Ukraine’s Cabinet Readies Tax Overhaul: New Rules for Sole Proprietors and International Parcels.
Upcoming Changes to Ukraine’s Tax and Customs Framework
According to Novyny.live: In the coming days, Ukraine’s Cabinet of Ministers will submit a draft law to the Verkhovna Rada that introduces tax and customs adjustments required under the International Monetary Fund (IMF) loan agreement. These measures aim to secure the country’s financial stability and align with a new four-year Extended Fund Facility program worth $8.1 billion, approved by the IMF’s Executive Board. The first tranche of $1.5 billion was received on March 3.
According to available information, one key IMF condition is the adoption of a law establishing a special tax regime for digital platforms. The upcoming draft law targets changes in several areas:
- Value-added tax (VAT) for individual entrepreneurs (sole proprietors);
- Taxation of online platforms;
- Customs duties on all international shipments;
- Continuation of the military levy after the war ends.
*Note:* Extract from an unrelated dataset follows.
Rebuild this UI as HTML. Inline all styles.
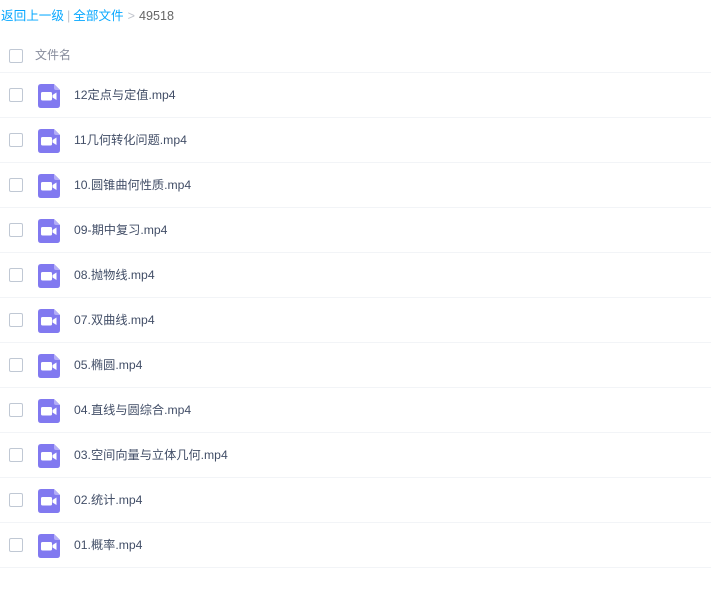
<!DOCTYPE html>
<html><head><meta charset="utf-8"><style>
body{margin:0;background:#fff;font-family:"Liberation Sans","Noto Sans CJK SC",sans-serif;font-size:12px;color:#424e67;width:711px;height:595px;overflow:hidden;position:relative}
.bc{position:absolute;left:1px;top:8px;line-height:16px;color:#06a7ff;font-size:12.6px}
.bc .g{color:#c0c4cc;margin:0 4px}
.bc .n{color:#666}
.bc .s{color:#c0c4cc;margin:0 3px}
.hd{position:absolute;left:0;top:40px;width:711px;height:32px;border-bottom:1px solid #f2f4f7}
.cb{position:absolute;left:9px;width:12px;height:12px;border:1px solid #c0c8d4;border-radius:2px;background:#fff}
.row{position:absolute;left:0;width:711px;height:44px;border-bottom:1px solid #f2f4f7}
.ic{position:absolute;left:38px;top:11px}
.nm{position:absolute;left:74px;top:14px;line-height:16px;font-size:12.2px;color:#424e67}
</style></head><body>
<div class="bc">返回上一级<span class="s">|</span>全部文件<span class="g">&gt;</span><span class="n">49518</span></div>
<div class="hd"><div class="cb" style="top:9px"></div><div style="position:absolute;left:35px;top:7px;line-height:16px;color:#878c9c">文件名</div></div>
<div id="rows"></div>
<script>
var n=["12定点与定值.mp4","11几何转化问题.mp4","10.圆锥曲何性质.mp4","09-期中复习.mp4","08.抛物线.mp4","07.双曲线.mp4","05.椭圆.mp4","04.直线与圆综合.mp4","03.空间向量与立体几何.mp4","02.统计.mp4","01.概率.mp4"];
var h="";
for(var i=0;i<n.length;i++){
h+='<div class="row" style="top:'+(73+i*45)+'px"><div class="cb" style="top:15px"></div>'+
'<svg class="ic" width="22" height="24" viewBox="0 0 22 24"><path d="M3 0H16L22 6V21Q22 24 19 24H3Q0 24 0 21V3Q0 0 3 0Z" fill="#8179f0"/><path d="M16 0L22 6H18Q16 6 16 4Z" fill="#b3adf7"/><rect x="3" y="8" width="11" height="8.5" rx="1.5" fill="#fff"/><path d="M14.5 11L18.5 8.5V16L14.5 13.5Z" fill="#fff"/></svg>'+
'<div class="nm">'+n[i]+'</div></div>';
}
document.getElementById("rows").innerHTML=h;
</script>
</body></html>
Passing these reforms is expected to help Ukraine meet its commitments to international financial institutions and support economic stability. For context, Ukraine has been under significant fiscal pressure due to the ongoing war, making IMF funding vital for sustaining public finances and essential services.
Why This Draft Law Matters for Ukraine
This legislative initiative represents a critical step for Ukraine, as it fulfills conditions necessary to unlock IMF financing—essential given the current economic challenges. The tax changes could also boost the digital economy, as a tailored tax regime for digital platforms may attract investment into the sector.
Meeting the program’s conditions could help stabilize the economy and restore investor confidence in Ukraine’s market.